## Supplied information:
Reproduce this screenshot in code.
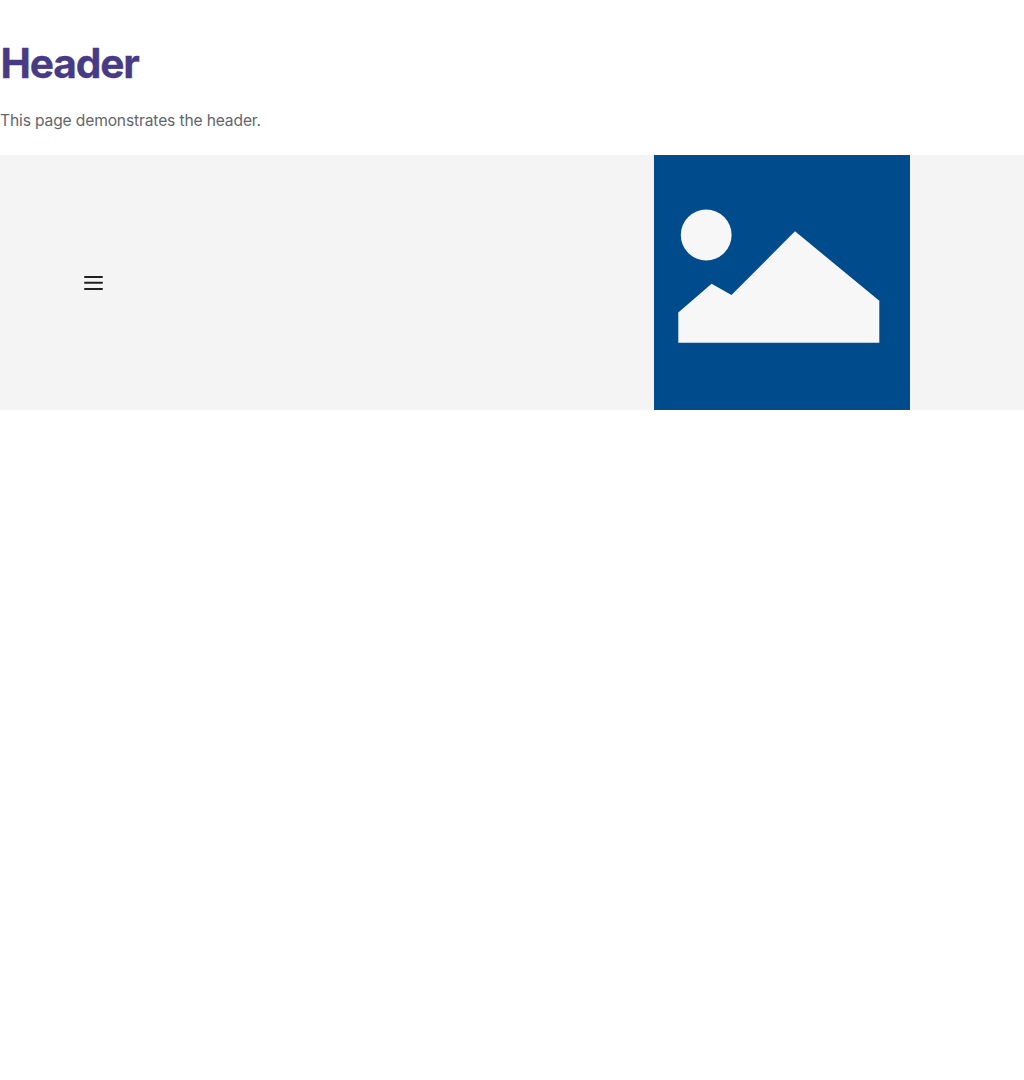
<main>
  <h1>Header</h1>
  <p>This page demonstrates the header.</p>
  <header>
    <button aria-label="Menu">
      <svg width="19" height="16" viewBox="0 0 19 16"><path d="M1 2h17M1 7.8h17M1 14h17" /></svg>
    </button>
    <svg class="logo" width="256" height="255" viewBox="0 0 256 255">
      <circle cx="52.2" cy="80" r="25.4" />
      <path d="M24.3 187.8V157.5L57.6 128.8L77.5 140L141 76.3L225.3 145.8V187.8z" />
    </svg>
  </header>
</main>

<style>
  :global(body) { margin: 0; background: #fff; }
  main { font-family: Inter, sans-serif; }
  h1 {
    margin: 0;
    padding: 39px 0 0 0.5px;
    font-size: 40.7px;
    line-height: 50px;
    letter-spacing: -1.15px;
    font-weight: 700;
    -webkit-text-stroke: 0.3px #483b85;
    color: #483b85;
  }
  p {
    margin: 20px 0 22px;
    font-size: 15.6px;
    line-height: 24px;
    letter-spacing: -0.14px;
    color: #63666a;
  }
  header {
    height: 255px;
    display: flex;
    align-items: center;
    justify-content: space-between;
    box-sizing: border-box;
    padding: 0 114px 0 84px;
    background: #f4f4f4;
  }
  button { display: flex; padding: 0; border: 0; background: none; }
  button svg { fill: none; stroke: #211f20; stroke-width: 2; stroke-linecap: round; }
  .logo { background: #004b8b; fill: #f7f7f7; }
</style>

## Instructions to follow:
From the material above, copy everything exactly but the pictures.

## Worked solution:
Reproduce this screenshot in code.
<main>
  <h1>Header</h1>
  <p>This page demonstrates the header.</p>
  <header>
    <button aria-label="Menu">
      <svg width="19" height="16" viewBox="0 0 19 16"><path d="M1 2h17M1 7.8h17M1 14h17" /></svg>
    </button>
    <svg class="logo" width="256" height="255" viewBox="0 0 256 255">
      <circle cx="52.2" cy="80" r="25.4" />
      <path d="M24.3 187.8V157.5L57.6 128.8L77.5 140L141 76.3L225.3 145.8V187.8z" />
    </svg>
  </header>
</main>

<style>
  :global(body) { margin: 0; background: #fff; }
  main { font-family: Inter, sans-serif; }
  h1 {
    margin: 0;
    padding: 39px 0 0 0.5px;
    font-size: 40.7px;
    line-height: 50px;
    letter-spacing: -1.15px;
    font-weight: 700;
    -webkit-text-stroke: 0.3px #483b85;
    color: #483b85;
  }
  p {
    margin: 20px 0 22px;
    font-size: 15.6px;
    line-height: 24px;
    letter-spacing: -0.14px;
    color: #63666a;
  }
  header {
    height: 255px;
    display: flex;
    align-items: center;
    justify-content: space-between;
    box-sizing: border-box;
    padding: 0 114px 0 84px;
    background: #f4f4f4;
  }
  button { display: flex; padding: 0; border: 0; background: none; }
  button svg { fill: none; stroke: #211f20; stroke-width: 2; stroke-linecap: round; }
  .logo { background: #004b8b; fill: #f7f7f7; }
</style>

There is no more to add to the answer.